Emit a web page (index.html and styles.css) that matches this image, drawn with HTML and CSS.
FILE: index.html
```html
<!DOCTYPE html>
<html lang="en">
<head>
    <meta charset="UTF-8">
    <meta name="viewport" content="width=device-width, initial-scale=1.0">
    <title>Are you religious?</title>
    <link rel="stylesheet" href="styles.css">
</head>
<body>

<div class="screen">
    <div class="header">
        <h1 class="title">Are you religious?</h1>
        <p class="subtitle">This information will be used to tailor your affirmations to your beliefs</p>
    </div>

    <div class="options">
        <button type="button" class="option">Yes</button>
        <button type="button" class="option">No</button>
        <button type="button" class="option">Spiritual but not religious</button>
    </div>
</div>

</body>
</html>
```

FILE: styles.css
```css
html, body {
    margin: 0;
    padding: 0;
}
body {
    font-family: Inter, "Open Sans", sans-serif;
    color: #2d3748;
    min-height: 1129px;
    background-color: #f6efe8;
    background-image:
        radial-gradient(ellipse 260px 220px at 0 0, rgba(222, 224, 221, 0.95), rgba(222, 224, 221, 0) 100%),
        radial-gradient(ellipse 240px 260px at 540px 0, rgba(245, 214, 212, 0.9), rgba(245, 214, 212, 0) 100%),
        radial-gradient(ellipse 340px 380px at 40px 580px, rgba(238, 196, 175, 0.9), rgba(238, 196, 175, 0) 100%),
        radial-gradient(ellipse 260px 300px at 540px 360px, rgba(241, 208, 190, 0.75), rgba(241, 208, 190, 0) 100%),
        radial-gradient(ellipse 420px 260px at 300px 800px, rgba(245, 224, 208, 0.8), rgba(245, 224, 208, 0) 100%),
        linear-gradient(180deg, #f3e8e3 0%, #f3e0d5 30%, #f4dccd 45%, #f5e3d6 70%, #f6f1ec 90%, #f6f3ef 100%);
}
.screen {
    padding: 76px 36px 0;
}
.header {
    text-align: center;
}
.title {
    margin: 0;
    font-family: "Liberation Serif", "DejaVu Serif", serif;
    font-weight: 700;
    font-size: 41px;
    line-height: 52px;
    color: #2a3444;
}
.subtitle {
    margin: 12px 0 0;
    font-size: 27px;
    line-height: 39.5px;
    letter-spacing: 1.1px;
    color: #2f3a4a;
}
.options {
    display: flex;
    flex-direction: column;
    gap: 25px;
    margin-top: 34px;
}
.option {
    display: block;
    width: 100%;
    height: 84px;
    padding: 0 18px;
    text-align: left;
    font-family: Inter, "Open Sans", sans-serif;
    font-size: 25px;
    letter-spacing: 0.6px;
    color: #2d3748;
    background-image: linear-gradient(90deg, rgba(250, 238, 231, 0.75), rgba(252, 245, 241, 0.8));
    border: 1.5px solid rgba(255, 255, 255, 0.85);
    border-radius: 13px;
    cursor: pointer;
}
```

⁂

**TASK DIRECTIONS**
Write out the data exactly as it stands.

**TASK RESULT**
Emit a web page (index.html and styles.css) that matches this image, drawn with HTML and CSS.
FILE: index.html
```html
<!DOCTYPE html>
<html lang="en">
<head>
    <meta charset="UTF-8">
    <meta name="viewport" content="width=device-width, initial-scale=1.0">
    <title>Are you religious?</title>
    <link rel="stylesheet" href="styles.css">
</head>
<body>

<div class="screen">
    <div class="header">
        <h1 class="title">Are you religious?</h1>
        <p class="subtitle">This information will be used to tailor your affirmations to your beliefs</p>
    </div>

    <div class="options">
        <button type="button" class="option">Yes</button>
        <button type="button" class="option">No</button>
        <button type="button" class="option">Spiritual but not religious</button>
    </div>
</div>

</body>
</html>
```

FILE: styles.css
```css
html, body {
    margin: 0;
    padding: 0;
}
body {
    font-family: Inter, "Open Sans", sans-serif;
    color: #2d3748;
    min-height: 1129px;
    background-color: #f6efe8;
    background-image:
        radial-gradient(ellipse 260px 220px at 0 0, rgba(222, 224, 221, 0.95), rgba(222, 224, 221, 0) 100%),
        radial-gradient(ellipse 240px 260px at 540px 0, rgba(245, 214, 212, 0.9), rgba(245, 214, 212, 0) 100%),
        radial-gradient(ellipse 340px 380px at 40px 580px, rgba(238, 196, 175, 0.9), rgba(238, 196, 175, 0) 100%),
        radial-gradient(ellipse 260px 300px at 540px 360px, rgba(241, 208, 190, 0.75), rgba(241, 208, 190, 0) 100%),
        radial-gradient(ellipse 420px 260px at 300px 800px, rgba(245, 224, 208, 0.8), rgba(245, 224, 208, 0) 100%),
        linear-gradient(180deg, #f3e8e3 0%, #f3e0d5 30%, #f4dccd 45%, #f5e3d6 70%, #f6f1ec 90%, #f6f3ef 100%);
}
.screen {
    padding: 76px 36px 0;
}
.header {
    text-align: center;
}
.title {
    margin: 0;
    font-family: "Liberation Serif", "DejaVu Serif", serif;
    font-weight: 700;
    font-size: 41px;
    line-height: 52px;
    color: #2a3444;
}
.subtitle {
    margin: 12px 0 0;
    font-size: 27px;
    line-height: 39.5px;
    letter-spacing: 1.1px;
    color: #2f3a4a;
}
.options {
    display: flex;
    flex-direction: column;
    gap: 25px;
    margin-top: 34px;
}
.option {
    display: block;
    width: 100%;
    height: 84px;
    padding: 0 18px;
    text-align: left;
    font-family: Inter, "Open Sans", sans-serif;
    font-size: 25px;
    letter-spacing: 0.6px;
    color: #2d3748;
    background-image: linear-gradient(90deg, rgba(250, 238, 231, 0.75), rgba(252, 245, 241, 0.8));
    border: 1.5px solid rgba(255, 255, 255, 0.85);
    border-radius: 13px;
    cursor: pointer;
}
```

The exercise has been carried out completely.